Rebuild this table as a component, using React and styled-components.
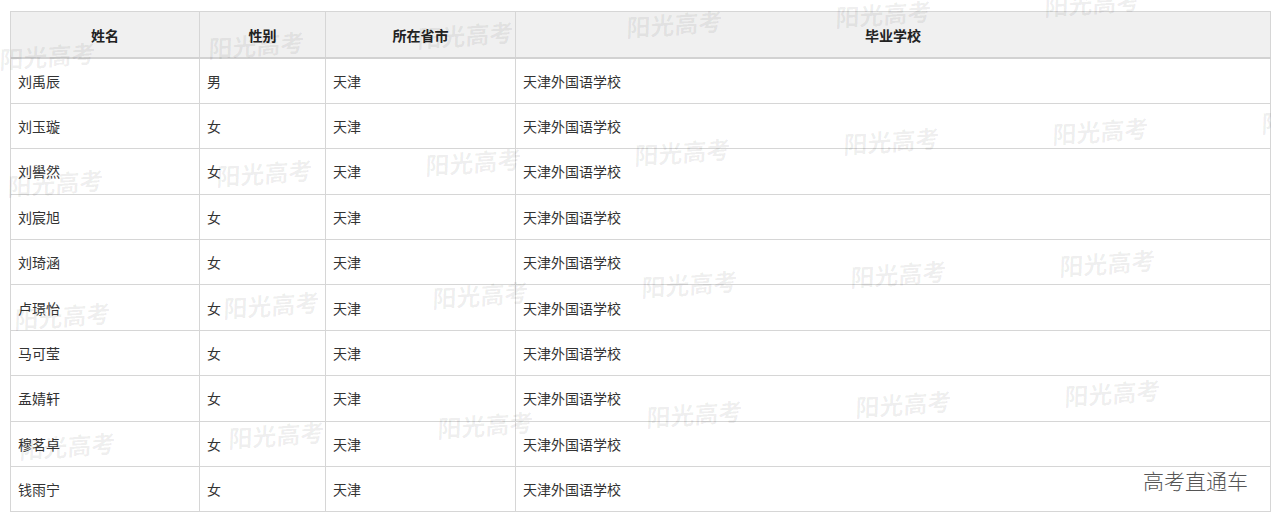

-=-=-

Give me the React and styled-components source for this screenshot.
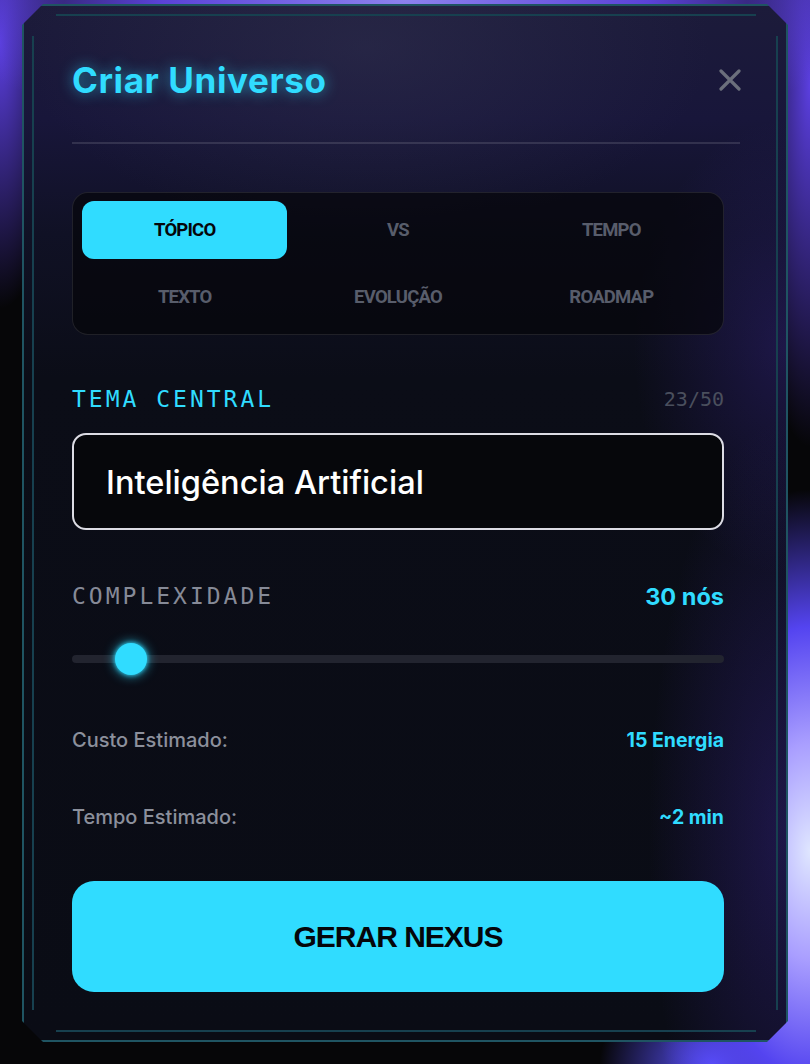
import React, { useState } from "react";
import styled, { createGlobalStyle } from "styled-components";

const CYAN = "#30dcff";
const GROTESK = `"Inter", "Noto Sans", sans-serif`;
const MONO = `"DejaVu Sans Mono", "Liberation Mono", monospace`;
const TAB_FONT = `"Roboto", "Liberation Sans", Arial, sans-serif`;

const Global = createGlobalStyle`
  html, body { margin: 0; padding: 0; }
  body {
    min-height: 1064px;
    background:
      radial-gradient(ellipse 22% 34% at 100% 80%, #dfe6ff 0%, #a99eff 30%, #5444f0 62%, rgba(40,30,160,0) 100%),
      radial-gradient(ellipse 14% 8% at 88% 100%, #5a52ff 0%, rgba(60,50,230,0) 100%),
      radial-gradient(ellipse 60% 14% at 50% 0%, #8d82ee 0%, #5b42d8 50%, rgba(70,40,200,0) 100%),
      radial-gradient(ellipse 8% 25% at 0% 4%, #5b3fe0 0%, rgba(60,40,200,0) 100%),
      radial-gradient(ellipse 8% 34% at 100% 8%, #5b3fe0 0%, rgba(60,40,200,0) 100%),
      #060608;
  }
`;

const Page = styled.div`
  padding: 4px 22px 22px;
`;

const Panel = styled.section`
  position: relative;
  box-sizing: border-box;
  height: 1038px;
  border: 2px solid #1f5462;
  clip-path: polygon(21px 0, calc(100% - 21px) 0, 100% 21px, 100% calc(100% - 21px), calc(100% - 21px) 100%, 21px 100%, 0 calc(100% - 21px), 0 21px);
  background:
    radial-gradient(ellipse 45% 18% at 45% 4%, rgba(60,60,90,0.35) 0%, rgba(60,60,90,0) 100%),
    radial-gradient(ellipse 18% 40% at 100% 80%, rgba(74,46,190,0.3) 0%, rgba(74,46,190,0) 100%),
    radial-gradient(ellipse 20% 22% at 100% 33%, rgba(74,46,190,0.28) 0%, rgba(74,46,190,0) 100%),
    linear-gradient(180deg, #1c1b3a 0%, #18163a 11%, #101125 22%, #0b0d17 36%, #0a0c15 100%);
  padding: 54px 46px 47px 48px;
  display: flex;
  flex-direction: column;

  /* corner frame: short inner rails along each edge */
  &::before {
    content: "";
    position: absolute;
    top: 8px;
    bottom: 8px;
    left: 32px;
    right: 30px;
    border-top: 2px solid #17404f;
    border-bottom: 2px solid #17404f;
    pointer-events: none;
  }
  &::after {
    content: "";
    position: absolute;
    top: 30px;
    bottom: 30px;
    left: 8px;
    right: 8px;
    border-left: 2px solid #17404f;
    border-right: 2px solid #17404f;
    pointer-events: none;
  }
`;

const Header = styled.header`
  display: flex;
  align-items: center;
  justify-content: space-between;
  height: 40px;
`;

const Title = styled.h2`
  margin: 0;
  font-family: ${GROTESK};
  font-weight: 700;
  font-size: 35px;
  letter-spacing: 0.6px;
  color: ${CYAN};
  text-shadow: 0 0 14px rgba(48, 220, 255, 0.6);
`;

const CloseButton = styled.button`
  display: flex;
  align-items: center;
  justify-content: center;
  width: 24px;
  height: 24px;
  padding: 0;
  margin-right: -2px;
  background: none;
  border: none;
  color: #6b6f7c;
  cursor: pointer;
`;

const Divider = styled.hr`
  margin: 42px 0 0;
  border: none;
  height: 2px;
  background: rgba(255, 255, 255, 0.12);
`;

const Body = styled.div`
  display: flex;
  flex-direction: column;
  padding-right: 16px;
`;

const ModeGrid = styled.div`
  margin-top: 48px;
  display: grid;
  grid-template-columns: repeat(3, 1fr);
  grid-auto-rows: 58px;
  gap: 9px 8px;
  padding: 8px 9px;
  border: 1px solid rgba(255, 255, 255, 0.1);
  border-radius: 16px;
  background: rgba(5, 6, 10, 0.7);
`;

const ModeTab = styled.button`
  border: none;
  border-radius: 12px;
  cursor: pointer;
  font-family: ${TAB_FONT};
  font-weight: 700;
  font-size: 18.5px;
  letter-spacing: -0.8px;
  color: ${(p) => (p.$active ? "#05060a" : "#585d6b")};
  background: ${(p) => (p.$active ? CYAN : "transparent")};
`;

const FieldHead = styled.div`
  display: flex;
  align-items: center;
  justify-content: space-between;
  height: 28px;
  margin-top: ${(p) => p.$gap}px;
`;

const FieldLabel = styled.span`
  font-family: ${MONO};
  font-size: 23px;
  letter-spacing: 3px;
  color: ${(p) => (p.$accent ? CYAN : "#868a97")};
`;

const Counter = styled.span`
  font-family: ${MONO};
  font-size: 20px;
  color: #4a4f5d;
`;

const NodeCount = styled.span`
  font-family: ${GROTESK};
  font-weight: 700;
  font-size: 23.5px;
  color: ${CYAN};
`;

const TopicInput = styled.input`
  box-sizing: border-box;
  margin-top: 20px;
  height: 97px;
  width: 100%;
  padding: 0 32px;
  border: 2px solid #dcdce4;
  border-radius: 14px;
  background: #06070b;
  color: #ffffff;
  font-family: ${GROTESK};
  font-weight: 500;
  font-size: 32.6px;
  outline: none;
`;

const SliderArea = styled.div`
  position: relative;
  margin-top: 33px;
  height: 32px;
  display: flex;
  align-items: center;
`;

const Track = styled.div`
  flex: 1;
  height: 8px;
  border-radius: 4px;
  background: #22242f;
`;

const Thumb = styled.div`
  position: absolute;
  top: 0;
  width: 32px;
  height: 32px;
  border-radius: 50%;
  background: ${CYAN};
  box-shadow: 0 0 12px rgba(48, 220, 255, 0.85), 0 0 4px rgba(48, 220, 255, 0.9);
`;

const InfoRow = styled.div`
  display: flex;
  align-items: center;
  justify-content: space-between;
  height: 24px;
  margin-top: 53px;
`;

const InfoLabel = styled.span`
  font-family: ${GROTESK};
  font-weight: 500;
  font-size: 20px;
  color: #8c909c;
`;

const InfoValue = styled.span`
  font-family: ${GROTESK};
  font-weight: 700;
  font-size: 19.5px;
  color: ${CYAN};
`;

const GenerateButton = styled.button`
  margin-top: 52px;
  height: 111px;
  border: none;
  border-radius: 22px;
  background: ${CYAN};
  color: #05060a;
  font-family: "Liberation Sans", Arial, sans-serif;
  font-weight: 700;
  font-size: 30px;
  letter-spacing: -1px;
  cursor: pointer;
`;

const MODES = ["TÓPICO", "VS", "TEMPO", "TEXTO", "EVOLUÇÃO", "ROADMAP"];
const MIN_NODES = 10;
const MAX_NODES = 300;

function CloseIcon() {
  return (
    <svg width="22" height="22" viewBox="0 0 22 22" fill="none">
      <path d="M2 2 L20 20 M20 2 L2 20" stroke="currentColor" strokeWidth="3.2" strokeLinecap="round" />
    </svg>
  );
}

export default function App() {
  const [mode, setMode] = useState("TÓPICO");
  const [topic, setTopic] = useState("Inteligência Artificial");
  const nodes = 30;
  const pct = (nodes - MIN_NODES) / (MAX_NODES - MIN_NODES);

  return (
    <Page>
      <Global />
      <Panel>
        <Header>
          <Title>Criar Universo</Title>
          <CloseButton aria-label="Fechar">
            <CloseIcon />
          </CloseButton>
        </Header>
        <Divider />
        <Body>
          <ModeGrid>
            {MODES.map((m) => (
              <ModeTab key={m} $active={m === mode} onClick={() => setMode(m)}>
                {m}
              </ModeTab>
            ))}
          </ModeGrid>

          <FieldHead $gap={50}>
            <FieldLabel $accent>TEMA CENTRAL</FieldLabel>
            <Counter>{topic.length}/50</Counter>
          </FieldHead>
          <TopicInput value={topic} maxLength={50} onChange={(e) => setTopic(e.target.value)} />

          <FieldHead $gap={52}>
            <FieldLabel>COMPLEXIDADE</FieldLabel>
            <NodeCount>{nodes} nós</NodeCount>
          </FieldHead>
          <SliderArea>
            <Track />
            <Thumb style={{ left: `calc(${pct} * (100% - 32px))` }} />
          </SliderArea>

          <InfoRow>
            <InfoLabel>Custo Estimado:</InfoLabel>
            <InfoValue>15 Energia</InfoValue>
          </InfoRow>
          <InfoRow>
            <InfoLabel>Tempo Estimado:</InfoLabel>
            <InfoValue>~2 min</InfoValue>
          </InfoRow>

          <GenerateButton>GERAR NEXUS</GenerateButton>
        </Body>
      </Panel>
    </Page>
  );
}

-=-=-

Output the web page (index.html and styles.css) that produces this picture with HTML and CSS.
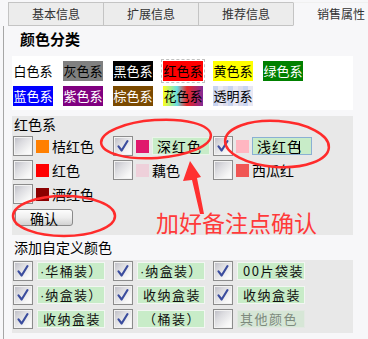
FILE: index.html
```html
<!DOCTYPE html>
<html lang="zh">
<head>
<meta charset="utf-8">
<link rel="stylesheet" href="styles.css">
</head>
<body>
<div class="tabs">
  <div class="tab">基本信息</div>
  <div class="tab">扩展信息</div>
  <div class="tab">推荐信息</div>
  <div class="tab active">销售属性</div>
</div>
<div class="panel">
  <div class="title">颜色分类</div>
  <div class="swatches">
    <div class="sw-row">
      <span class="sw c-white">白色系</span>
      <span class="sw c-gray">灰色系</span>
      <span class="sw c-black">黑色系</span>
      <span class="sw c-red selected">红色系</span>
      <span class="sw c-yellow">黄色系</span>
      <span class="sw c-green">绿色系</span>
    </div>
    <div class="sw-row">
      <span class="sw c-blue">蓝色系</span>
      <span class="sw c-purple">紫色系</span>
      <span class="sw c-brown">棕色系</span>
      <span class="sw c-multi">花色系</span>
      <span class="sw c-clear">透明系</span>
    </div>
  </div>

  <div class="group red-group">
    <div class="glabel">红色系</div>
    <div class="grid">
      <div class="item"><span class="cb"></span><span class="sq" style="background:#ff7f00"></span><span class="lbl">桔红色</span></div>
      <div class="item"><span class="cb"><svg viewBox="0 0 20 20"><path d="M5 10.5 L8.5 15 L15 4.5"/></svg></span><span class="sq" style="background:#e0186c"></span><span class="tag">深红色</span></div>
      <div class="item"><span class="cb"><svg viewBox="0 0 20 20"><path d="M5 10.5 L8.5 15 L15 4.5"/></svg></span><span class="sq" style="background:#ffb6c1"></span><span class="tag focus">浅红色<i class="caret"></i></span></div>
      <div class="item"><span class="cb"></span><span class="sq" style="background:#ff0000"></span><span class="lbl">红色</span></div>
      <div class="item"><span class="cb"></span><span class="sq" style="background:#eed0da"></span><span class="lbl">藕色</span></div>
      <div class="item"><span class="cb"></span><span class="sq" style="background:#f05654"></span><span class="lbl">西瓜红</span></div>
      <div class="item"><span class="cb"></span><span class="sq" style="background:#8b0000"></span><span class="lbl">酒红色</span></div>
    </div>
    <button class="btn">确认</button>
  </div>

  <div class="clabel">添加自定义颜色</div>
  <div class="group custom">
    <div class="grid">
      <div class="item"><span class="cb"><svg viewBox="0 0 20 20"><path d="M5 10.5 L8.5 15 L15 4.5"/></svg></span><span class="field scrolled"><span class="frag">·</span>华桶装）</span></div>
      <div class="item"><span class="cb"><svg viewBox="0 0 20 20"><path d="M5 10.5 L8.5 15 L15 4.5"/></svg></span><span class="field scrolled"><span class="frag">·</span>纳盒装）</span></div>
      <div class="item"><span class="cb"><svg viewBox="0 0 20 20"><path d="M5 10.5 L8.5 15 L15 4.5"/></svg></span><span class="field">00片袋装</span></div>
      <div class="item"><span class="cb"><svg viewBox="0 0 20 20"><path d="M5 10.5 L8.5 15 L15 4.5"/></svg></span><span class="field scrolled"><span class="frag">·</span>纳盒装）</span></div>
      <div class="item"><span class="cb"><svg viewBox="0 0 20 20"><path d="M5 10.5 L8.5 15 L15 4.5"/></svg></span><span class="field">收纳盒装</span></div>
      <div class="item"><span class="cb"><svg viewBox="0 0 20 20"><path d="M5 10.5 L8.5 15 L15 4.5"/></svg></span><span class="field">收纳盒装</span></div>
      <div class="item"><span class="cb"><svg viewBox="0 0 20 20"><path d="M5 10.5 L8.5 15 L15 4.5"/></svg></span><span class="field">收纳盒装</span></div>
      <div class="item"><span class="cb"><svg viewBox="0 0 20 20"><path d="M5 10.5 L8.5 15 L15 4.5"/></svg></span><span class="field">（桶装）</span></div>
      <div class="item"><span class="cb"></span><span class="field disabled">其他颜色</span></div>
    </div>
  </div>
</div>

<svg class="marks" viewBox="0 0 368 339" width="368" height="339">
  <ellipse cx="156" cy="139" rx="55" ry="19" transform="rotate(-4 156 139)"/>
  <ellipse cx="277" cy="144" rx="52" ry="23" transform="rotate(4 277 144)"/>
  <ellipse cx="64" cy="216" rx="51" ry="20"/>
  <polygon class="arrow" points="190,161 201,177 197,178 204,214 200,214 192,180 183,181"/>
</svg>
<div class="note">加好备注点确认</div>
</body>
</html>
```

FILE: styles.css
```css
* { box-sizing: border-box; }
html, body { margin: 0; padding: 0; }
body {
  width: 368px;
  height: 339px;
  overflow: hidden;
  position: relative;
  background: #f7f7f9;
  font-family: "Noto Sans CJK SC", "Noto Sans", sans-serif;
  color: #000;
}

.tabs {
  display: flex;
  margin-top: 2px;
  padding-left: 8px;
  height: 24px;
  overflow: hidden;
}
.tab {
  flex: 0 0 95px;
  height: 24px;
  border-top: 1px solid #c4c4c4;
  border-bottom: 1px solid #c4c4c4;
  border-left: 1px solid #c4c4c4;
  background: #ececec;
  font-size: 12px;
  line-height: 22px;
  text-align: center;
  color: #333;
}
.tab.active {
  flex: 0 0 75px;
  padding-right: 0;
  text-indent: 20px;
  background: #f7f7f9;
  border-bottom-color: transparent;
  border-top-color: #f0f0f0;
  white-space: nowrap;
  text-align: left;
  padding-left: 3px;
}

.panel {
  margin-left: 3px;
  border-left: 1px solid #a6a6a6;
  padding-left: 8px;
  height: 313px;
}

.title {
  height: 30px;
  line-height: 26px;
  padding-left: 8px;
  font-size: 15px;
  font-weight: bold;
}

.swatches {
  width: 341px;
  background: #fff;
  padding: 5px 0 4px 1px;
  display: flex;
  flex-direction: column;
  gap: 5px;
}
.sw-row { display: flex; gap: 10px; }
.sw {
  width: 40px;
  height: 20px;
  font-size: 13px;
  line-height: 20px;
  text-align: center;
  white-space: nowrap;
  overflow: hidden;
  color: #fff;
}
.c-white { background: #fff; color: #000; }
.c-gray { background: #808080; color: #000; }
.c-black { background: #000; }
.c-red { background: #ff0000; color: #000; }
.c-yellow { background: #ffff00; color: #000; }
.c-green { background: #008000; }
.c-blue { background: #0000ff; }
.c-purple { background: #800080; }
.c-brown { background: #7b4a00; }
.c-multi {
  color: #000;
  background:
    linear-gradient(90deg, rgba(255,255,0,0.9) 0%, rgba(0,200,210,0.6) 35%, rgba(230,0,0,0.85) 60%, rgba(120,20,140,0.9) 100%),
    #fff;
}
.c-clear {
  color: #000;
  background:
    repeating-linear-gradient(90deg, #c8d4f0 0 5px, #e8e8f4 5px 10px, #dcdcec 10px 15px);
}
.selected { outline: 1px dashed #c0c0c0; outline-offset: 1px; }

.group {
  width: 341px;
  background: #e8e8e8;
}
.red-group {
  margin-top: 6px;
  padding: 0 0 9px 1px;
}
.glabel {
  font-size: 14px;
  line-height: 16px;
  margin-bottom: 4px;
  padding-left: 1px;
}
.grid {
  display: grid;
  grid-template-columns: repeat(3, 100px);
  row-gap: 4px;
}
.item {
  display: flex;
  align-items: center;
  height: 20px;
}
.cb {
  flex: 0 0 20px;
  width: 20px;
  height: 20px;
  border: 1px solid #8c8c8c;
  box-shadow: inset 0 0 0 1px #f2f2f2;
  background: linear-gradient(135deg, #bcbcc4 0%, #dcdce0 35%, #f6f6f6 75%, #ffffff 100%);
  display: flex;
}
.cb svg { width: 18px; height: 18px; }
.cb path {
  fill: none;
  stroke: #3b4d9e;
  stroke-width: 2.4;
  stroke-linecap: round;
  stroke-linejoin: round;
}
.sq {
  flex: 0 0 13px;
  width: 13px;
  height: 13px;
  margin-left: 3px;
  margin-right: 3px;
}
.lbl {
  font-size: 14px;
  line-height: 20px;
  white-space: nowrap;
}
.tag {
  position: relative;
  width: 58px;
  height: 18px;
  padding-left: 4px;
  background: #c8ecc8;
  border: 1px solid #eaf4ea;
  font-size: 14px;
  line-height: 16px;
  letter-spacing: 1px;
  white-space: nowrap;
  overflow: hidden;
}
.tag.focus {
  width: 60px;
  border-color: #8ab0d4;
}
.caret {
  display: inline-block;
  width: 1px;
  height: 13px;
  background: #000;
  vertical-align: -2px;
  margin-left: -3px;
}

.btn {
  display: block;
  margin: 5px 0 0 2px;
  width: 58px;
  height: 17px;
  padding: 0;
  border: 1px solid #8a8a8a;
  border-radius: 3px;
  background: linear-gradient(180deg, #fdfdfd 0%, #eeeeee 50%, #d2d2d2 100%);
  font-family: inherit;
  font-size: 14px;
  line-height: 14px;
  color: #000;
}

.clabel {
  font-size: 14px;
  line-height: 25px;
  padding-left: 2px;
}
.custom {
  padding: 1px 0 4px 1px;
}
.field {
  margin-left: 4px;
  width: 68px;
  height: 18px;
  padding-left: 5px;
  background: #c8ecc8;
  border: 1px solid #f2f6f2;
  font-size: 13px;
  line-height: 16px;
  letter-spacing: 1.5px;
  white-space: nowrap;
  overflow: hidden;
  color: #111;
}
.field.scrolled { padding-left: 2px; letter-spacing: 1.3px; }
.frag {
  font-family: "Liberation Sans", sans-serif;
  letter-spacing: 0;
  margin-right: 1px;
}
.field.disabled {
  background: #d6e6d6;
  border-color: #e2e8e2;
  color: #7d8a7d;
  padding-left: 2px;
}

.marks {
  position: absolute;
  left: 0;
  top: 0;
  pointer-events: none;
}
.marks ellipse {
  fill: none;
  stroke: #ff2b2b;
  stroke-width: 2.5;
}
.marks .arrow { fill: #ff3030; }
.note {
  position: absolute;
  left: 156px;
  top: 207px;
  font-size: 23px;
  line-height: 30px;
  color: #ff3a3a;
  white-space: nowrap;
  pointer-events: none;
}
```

-=-=-

▶ Exercise objective: Pull out and copy each line containing the string "components".

▶ Answer to the task:
Rebuild this table as a component, using React and styled-components.
Give me the React and styled-components source for this screenshot.
import styled, { createGlobalStyle } from "styled-components";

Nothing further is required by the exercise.